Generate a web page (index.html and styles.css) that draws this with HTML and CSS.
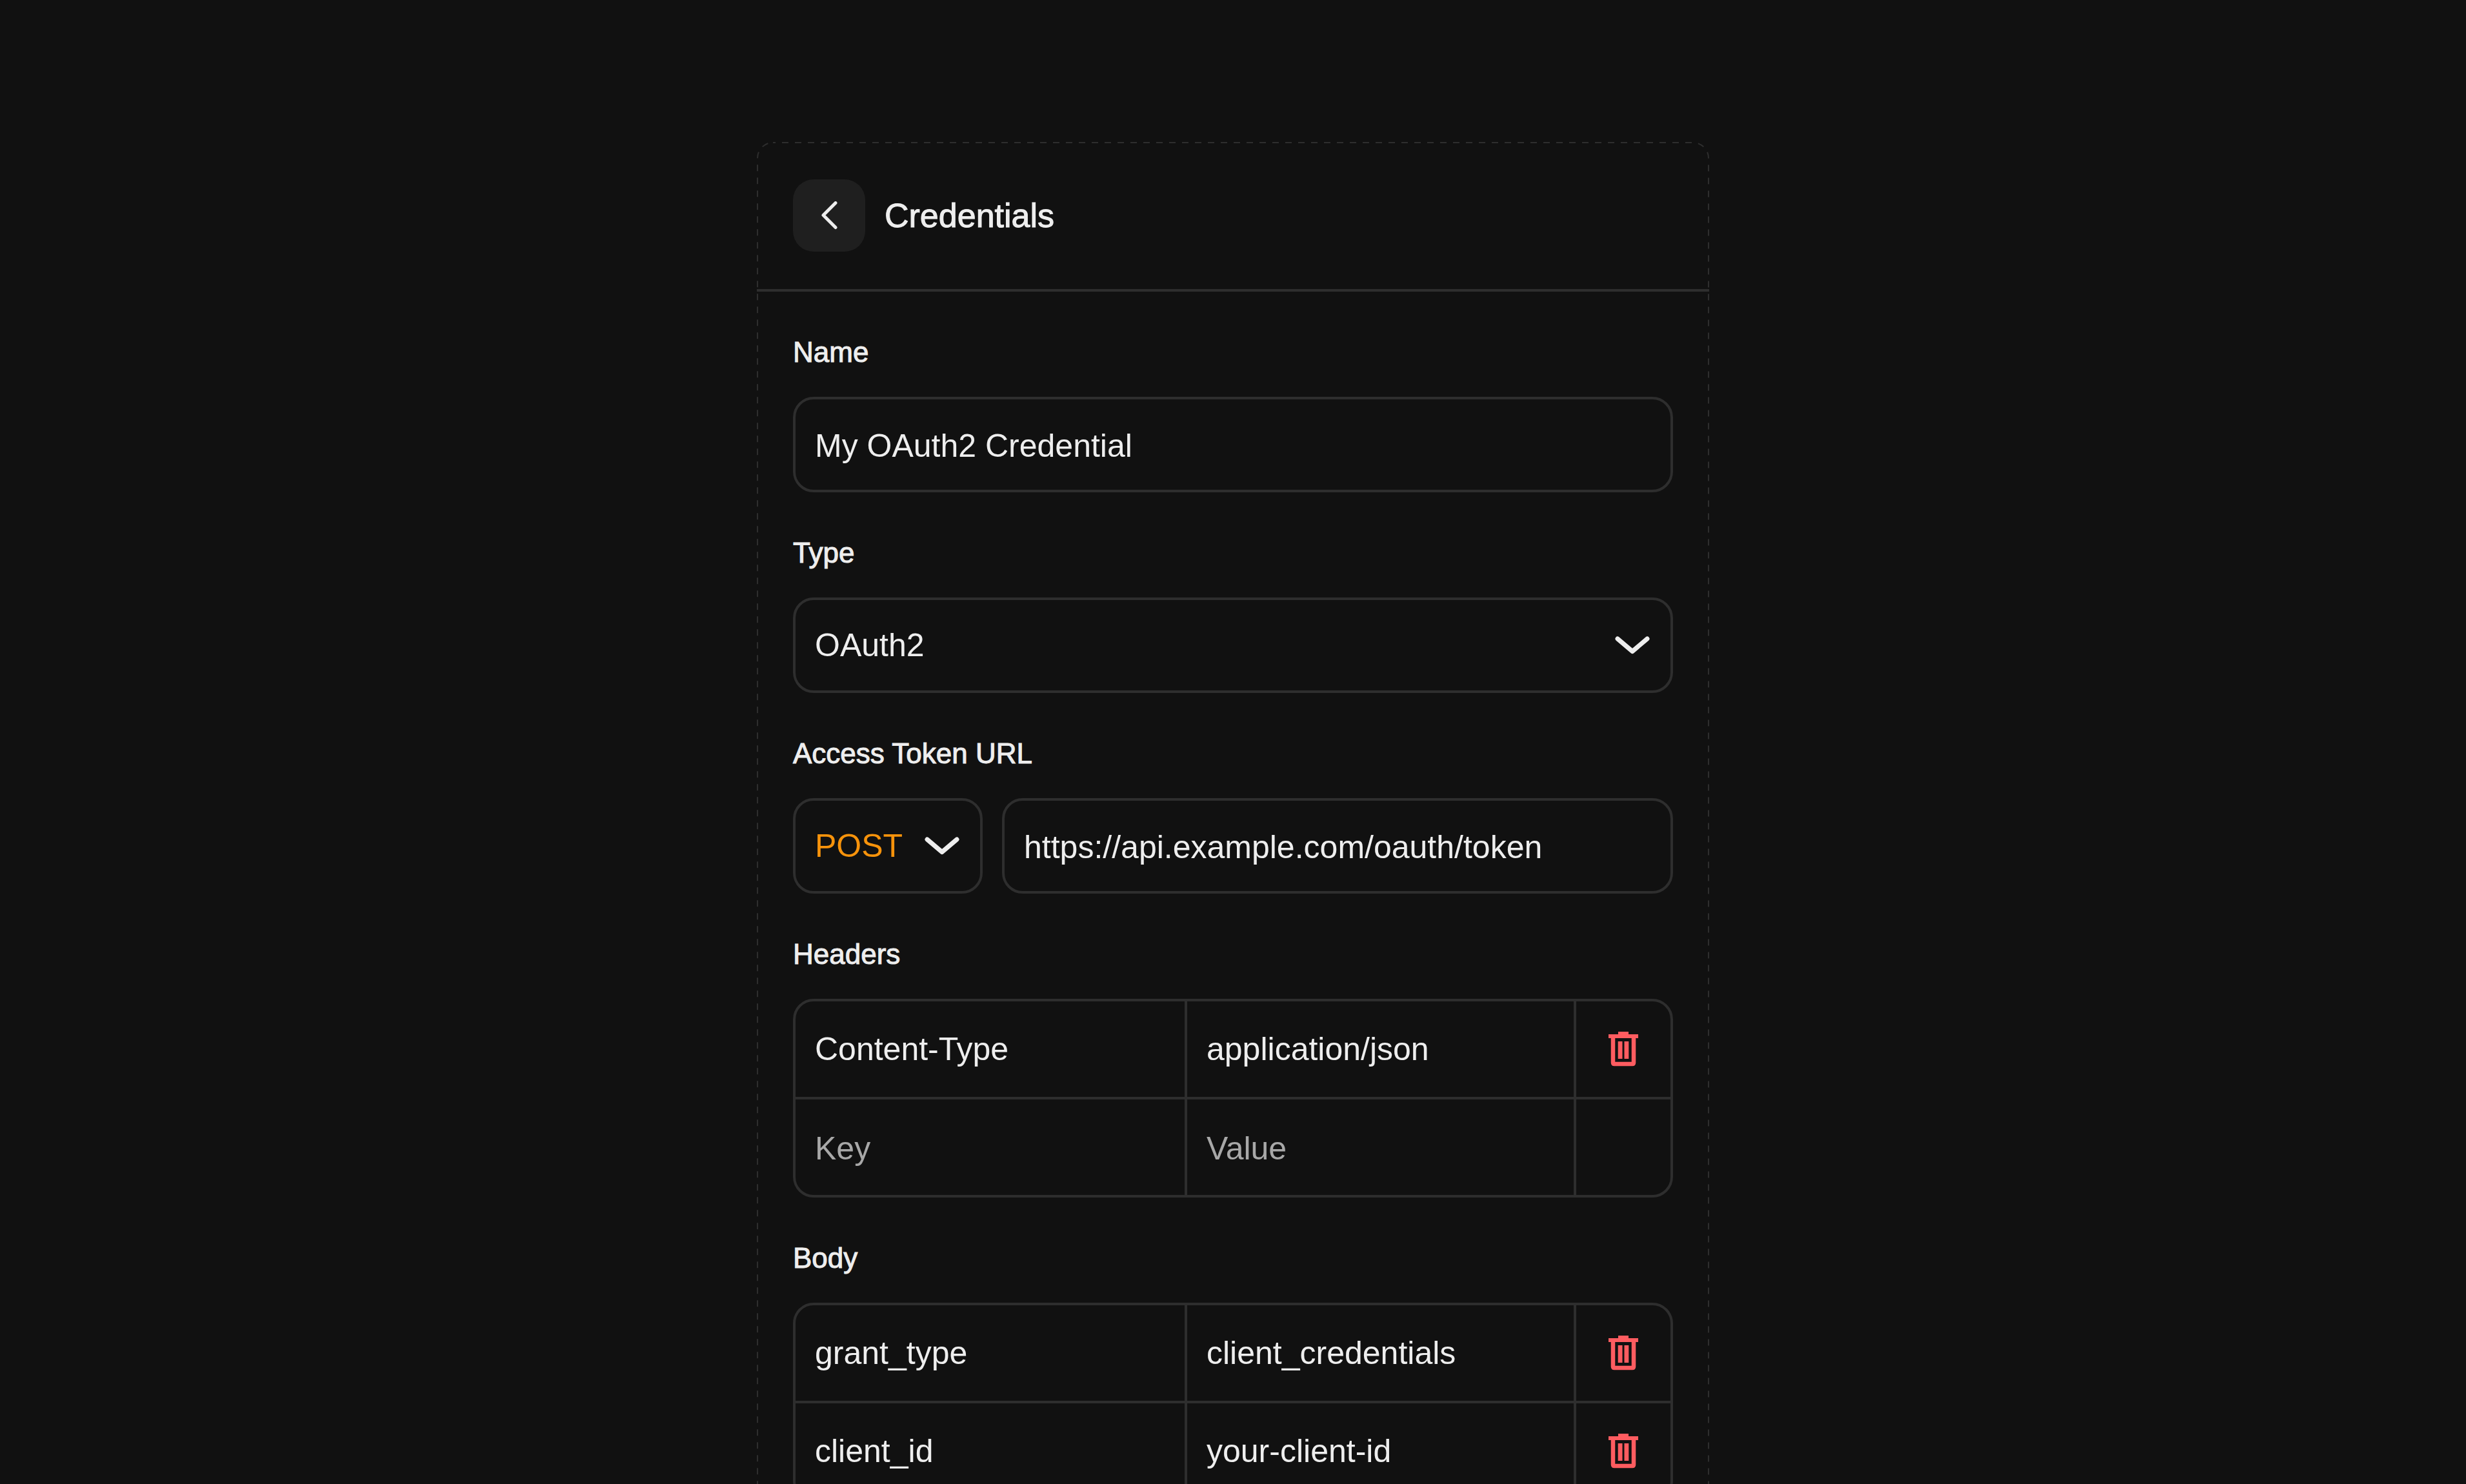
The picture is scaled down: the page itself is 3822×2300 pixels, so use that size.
==============================
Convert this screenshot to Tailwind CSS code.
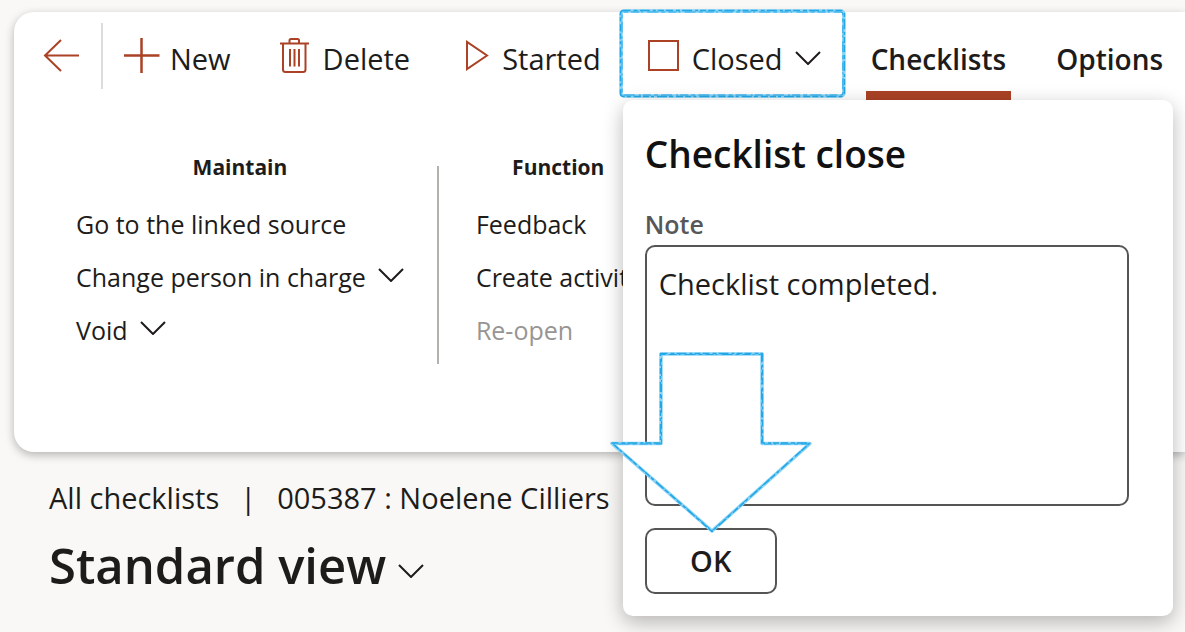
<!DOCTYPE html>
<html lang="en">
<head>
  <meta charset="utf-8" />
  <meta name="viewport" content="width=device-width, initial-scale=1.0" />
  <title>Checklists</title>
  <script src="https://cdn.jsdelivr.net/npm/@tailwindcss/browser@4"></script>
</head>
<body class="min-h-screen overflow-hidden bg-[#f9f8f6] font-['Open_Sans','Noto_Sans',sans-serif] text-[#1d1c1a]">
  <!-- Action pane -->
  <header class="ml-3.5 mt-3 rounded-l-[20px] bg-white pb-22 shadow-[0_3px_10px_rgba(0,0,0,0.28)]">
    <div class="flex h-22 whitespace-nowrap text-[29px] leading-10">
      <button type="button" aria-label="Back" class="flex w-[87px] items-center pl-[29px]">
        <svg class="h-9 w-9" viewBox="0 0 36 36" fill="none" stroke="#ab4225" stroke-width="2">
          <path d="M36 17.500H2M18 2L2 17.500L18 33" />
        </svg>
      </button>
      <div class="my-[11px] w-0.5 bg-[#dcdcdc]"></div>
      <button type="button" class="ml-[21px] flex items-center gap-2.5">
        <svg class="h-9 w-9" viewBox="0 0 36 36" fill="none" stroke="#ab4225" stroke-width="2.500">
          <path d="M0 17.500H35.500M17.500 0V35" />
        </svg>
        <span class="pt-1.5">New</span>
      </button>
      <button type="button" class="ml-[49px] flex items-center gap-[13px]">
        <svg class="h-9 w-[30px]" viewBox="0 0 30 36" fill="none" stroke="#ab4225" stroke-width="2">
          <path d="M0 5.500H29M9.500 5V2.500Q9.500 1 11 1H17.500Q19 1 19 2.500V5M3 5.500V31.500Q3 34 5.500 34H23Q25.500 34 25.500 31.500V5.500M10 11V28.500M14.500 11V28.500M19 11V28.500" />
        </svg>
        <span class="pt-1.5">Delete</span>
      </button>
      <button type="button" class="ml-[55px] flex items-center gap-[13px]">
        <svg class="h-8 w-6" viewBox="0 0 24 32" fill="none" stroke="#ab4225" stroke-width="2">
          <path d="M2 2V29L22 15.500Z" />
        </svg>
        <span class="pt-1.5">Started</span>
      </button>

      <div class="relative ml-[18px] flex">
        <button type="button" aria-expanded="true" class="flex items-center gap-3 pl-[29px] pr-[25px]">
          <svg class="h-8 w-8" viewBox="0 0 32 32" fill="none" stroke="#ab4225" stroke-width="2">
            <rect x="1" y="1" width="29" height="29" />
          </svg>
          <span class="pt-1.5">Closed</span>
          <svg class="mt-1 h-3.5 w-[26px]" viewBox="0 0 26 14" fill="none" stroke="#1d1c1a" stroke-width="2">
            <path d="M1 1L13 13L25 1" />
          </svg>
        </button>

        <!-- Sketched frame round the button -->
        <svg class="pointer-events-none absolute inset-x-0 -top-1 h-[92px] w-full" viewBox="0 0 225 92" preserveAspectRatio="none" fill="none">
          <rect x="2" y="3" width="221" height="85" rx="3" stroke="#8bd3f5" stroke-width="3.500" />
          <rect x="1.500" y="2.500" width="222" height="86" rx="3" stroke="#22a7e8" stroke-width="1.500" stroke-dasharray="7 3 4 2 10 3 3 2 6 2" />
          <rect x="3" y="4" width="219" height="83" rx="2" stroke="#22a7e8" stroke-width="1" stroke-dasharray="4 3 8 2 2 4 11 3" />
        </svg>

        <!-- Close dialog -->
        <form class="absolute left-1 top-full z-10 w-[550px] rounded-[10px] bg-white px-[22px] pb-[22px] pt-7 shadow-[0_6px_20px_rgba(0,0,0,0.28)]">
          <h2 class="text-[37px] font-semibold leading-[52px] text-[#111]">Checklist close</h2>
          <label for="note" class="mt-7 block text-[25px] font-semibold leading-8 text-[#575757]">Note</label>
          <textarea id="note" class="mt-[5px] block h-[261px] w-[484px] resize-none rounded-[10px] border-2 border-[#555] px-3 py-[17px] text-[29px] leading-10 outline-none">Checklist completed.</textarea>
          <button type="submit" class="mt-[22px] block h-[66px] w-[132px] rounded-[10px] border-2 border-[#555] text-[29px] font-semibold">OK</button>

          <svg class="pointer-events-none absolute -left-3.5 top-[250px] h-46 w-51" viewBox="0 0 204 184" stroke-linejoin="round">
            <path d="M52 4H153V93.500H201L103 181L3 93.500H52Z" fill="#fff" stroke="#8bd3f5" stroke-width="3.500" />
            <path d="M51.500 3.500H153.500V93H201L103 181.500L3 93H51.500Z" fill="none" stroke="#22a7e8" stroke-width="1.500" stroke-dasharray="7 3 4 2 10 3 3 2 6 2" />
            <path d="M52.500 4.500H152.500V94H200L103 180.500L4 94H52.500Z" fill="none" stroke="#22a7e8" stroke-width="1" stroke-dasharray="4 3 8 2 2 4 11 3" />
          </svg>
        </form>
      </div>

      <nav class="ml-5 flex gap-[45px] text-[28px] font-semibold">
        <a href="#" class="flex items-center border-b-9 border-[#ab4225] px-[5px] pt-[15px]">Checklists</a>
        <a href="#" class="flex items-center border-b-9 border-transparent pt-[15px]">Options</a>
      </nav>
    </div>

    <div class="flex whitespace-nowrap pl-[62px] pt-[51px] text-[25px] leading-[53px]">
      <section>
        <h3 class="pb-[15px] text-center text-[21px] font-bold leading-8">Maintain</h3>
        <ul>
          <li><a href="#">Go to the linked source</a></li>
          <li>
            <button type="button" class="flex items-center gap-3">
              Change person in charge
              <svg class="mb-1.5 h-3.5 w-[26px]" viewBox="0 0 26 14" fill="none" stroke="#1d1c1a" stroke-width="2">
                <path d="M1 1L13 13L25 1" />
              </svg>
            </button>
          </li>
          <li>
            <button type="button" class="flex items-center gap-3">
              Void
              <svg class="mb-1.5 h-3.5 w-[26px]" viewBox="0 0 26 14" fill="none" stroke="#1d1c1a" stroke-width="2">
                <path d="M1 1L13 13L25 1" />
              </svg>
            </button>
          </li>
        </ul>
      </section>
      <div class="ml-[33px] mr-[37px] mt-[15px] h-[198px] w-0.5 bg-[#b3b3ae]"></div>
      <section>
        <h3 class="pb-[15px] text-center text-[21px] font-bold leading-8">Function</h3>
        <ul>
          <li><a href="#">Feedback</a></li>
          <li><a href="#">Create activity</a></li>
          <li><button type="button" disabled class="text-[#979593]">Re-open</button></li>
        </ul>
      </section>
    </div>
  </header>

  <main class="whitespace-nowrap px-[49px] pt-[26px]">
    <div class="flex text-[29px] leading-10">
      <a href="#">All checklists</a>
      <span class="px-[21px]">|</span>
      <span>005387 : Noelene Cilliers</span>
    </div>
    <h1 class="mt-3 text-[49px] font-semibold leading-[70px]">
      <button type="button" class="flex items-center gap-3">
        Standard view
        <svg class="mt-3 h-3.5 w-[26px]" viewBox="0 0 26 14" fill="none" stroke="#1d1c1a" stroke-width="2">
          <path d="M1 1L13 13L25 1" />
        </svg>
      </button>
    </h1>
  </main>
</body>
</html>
==============================
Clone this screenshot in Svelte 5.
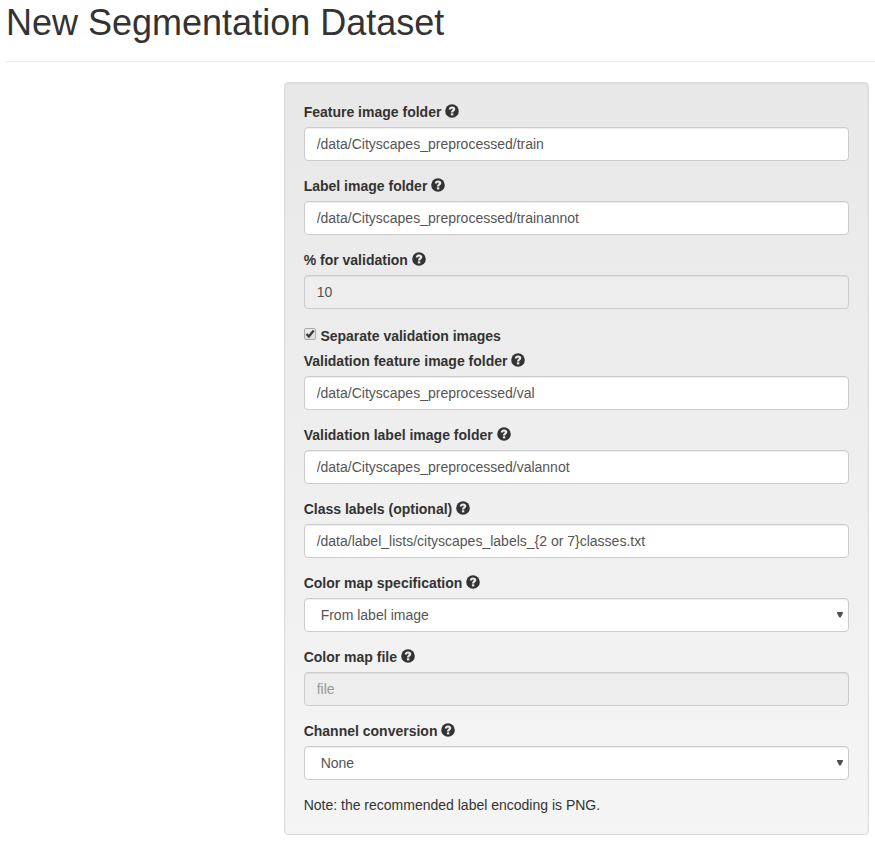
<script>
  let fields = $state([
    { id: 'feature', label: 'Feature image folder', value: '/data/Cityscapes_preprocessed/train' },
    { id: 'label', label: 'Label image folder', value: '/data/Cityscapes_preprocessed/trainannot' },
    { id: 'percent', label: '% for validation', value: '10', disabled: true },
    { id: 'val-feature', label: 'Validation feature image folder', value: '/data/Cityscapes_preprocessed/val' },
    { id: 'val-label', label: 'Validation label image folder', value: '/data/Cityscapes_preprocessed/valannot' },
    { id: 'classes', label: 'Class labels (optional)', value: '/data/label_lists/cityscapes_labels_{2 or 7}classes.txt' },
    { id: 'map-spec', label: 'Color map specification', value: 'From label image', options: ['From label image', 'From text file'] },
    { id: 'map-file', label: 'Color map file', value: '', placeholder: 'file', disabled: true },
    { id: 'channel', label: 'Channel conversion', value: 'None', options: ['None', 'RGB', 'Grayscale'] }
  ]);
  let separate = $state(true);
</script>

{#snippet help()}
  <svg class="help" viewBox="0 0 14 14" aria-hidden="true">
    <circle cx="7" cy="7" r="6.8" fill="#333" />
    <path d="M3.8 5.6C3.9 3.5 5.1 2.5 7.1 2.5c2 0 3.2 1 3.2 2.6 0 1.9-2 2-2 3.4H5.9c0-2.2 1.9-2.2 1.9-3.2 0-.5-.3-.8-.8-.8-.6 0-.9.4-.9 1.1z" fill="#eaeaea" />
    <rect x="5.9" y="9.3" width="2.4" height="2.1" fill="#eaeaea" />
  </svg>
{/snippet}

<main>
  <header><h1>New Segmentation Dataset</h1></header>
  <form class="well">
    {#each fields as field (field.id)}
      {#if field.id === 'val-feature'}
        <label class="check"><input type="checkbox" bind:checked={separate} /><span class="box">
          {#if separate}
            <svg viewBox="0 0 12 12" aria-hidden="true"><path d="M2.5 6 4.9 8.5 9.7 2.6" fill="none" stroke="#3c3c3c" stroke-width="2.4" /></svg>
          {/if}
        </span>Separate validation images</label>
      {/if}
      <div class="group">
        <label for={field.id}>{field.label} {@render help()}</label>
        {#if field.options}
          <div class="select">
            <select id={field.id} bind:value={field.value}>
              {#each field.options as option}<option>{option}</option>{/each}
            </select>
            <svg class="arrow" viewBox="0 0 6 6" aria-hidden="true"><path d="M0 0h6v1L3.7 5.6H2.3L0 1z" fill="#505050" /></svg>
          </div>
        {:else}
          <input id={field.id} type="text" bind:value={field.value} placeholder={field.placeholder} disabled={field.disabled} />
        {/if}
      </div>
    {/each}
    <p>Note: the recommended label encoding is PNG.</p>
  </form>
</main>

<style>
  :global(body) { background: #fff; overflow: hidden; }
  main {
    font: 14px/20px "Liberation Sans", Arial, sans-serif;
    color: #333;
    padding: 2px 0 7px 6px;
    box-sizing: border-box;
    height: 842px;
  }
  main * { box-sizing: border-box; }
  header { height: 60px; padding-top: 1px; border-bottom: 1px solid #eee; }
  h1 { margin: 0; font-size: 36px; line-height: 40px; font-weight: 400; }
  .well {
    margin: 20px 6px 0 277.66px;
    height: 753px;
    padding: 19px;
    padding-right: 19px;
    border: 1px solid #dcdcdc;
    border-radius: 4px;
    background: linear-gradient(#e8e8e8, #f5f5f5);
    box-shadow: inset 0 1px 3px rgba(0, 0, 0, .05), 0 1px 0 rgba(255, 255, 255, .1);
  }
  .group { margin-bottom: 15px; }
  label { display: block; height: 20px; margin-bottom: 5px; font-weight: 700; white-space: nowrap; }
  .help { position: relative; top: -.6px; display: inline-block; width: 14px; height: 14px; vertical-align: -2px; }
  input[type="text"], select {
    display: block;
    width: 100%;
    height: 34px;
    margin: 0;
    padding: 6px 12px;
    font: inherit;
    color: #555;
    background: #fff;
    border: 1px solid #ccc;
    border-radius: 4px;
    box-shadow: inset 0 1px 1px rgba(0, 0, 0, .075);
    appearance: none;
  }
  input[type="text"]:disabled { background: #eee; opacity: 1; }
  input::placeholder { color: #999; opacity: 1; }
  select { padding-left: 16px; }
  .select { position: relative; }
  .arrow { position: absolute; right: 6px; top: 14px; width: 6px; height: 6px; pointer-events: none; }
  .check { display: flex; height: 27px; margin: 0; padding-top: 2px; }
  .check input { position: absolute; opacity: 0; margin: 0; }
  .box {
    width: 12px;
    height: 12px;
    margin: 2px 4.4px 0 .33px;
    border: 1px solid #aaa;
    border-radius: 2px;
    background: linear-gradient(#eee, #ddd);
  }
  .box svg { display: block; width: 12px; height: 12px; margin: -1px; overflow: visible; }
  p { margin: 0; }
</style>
==============================
**SET PROBLEM**
Copy the listing above exactly, but only from the line with "Generate a web" through the line with "The picture is", including those two lines and excluding any picture.

**PROBLEM SOLUTION**
Generate a web page (index.html and styles.css) that draws this with HTML and CSS.
The picture is scaled down: the page itself is 3822×2300 pixels, so use that size.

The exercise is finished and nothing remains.